What you should do | Lines containing the word "React" should be extracted in full.

Records to use |
※

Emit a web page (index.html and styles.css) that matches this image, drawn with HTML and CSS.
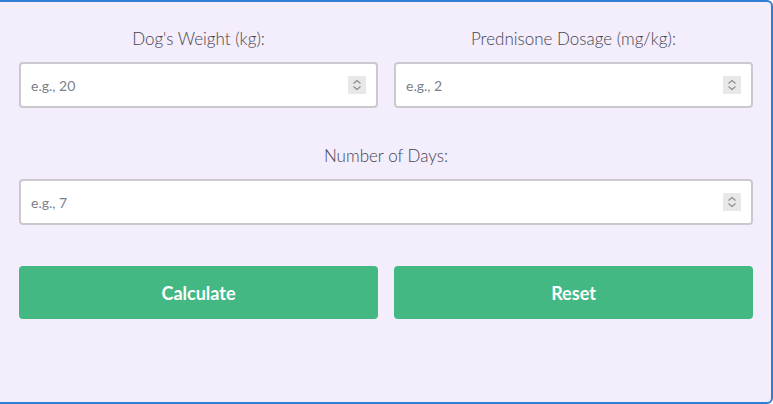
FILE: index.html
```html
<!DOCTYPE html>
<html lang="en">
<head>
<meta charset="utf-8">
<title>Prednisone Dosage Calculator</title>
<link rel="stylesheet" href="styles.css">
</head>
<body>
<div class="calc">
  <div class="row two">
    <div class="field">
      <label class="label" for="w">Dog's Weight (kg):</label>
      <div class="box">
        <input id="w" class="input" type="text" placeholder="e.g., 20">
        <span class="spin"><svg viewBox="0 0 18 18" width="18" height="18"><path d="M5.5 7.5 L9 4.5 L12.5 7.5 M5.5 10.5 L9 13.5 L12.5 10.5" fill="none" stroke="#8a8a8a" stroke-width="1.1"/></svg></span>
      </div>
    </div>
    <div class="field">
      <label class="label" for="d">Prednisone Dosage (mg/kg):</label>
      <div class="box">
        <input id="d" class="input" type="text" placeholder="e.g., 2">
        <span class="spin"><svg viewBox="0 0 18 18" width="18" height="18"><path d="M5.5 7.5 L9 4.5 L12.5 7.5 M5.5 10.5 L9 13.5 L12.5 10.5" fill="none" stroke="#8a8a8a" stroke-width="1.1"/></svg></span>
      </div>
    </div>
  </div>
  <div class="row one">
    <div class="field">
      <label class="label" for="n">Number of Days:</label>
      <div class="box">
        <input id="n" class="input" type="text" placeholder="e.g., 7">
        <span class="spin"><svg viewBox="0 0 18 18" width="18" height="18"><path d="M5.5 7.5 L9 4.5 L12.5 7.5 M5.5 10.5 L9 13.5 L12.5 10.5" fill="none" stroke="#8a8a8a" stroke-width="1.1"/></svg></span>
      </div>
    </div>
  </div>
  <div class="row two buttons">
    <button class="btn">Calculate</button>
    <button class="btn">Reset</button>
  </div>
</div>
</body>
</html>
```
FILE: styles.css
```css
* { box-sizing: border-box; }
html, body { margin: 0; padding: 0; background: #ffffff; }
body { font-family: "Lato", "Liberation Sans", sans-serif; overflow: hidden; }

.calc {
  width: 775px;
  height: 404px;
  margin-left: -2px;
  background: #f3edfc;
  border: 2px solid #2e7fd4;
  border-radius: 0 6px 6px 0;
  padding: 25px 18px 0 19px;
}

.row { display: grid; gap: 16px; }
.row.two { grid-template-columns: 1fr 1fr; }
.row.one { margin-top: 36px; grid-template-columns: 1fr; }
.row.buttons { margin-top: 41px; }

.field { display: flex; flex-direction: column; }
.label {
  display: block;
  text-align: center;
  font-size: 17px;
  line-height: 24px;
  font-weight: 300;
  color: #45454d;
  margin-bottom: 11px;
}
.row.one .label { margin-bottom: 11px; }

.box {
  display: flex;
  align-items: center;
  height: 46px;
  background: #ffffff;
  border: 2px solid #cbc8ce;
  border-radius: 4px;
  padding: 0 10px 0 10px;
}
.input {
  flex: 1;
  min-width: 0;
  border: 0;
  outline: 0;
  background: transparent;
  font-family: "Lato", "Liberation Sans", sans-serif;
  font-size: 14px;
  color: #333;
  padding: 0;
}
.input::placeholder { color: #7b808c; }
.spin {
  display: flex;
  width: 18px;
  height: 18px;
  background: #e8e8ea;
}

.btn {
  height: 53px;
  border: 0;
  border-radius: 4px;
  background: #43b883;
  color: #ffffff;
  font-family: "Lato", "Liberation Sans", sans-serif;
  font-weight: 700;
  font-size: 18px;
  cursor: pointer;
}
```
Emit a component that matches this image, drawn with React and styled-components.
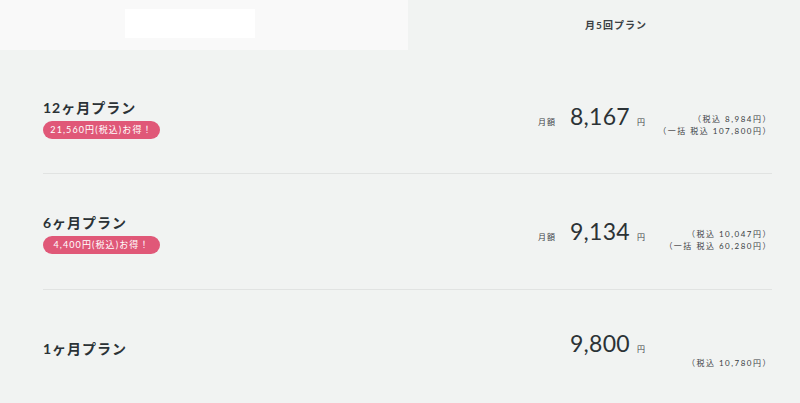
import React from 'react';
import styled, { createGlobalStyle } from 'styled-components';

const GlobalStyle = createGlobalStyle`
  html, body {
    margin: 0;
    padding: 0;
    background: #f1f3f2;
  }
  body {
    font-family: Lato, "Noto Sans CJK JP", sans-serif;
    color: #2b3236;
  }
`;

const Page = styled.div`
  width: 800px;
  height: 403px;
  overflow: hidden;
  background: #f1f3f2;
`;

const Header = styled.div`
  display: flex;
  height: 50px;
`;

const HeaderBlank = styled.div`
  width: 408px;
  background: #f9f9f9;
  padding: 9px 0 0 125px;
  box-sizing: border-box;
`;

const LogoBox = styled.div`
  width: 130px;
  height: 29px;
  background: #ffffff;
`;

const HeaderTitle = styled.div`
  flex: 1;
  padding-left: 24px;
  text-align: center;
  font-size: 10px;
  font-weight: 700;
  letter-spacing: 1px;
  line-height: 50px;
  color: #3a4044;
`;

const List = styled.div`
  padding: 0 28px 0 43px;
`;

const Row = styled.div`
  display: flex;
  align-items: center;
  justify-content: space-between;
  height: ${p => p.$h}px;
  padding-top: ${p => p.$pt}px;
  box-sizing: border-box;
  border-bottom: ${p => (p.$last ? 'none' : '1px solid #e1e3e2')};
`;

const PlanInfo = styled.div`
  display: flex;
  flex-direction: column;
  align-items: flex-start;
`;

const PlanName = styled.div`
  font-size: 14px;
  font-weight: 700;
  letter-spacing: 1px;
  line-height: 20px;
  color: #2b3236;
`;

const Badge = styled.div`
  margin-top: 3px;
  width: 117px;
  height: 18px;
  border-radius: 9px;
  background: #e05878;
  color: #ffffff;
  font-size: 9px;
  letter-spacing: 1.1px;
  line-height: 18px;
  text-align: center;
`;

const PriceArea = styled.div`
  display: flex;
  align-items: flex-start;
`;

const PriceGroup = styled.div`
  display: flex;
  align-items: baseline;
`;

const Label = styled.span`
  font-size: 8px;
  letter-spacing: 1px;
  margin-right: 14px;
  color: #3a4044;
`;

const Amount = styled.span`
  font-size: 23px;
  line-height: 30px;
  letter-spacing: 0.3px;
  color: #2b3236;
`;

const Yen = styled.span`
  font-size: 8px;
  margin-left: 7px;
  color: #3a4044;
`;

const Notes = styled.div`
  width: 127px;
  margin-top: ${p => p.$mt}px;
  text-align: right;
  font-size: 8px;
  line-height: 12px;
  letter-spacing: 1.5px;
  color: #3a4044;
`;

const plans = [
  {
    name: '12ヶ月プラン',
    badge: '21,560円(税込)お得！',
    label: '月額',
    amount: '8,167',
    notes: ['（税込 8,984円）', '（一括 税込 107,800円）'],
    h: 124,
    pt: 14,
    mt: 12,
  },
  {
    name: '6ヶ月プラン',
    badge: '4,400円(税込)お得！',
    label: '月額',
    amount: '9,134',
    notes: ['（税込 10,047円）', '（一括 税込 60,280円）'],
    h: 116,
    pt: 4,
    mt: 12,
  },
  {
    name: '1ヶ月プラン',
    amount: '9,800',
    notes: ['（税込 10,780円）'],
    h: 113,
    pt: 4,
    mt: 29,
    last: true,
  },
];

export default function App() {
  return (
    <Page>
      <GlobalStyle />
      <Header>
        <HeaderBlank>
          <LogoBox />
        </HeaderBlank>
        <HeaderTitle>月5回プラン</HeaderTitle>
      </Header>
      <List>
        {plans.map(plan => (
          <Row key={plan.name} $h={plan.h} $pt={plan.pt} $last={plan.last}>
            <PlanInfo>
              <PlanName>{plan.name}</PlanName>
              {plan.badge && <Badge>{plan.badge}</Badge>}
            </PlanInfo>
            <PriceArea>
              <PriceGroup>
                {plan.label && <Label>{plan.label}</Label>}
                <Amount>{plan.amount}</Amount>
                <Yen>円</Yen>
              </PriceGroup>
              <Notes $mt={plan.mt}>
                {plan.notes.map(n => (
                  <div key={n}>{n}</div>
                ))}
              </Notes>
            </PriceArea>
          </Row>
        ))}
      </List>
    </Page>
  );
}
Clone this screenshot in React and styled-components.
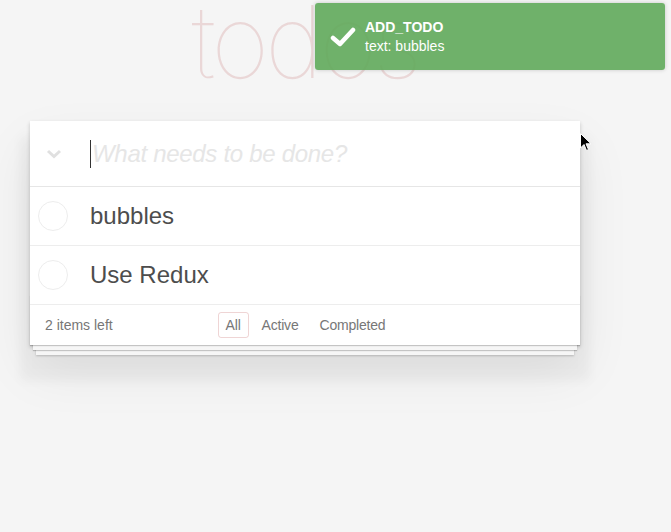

※

Output of the task |
Emit a component that matches this image, drawn with React and styled-components.
import React from 'react';
Clone this screenshot in React and styled-components.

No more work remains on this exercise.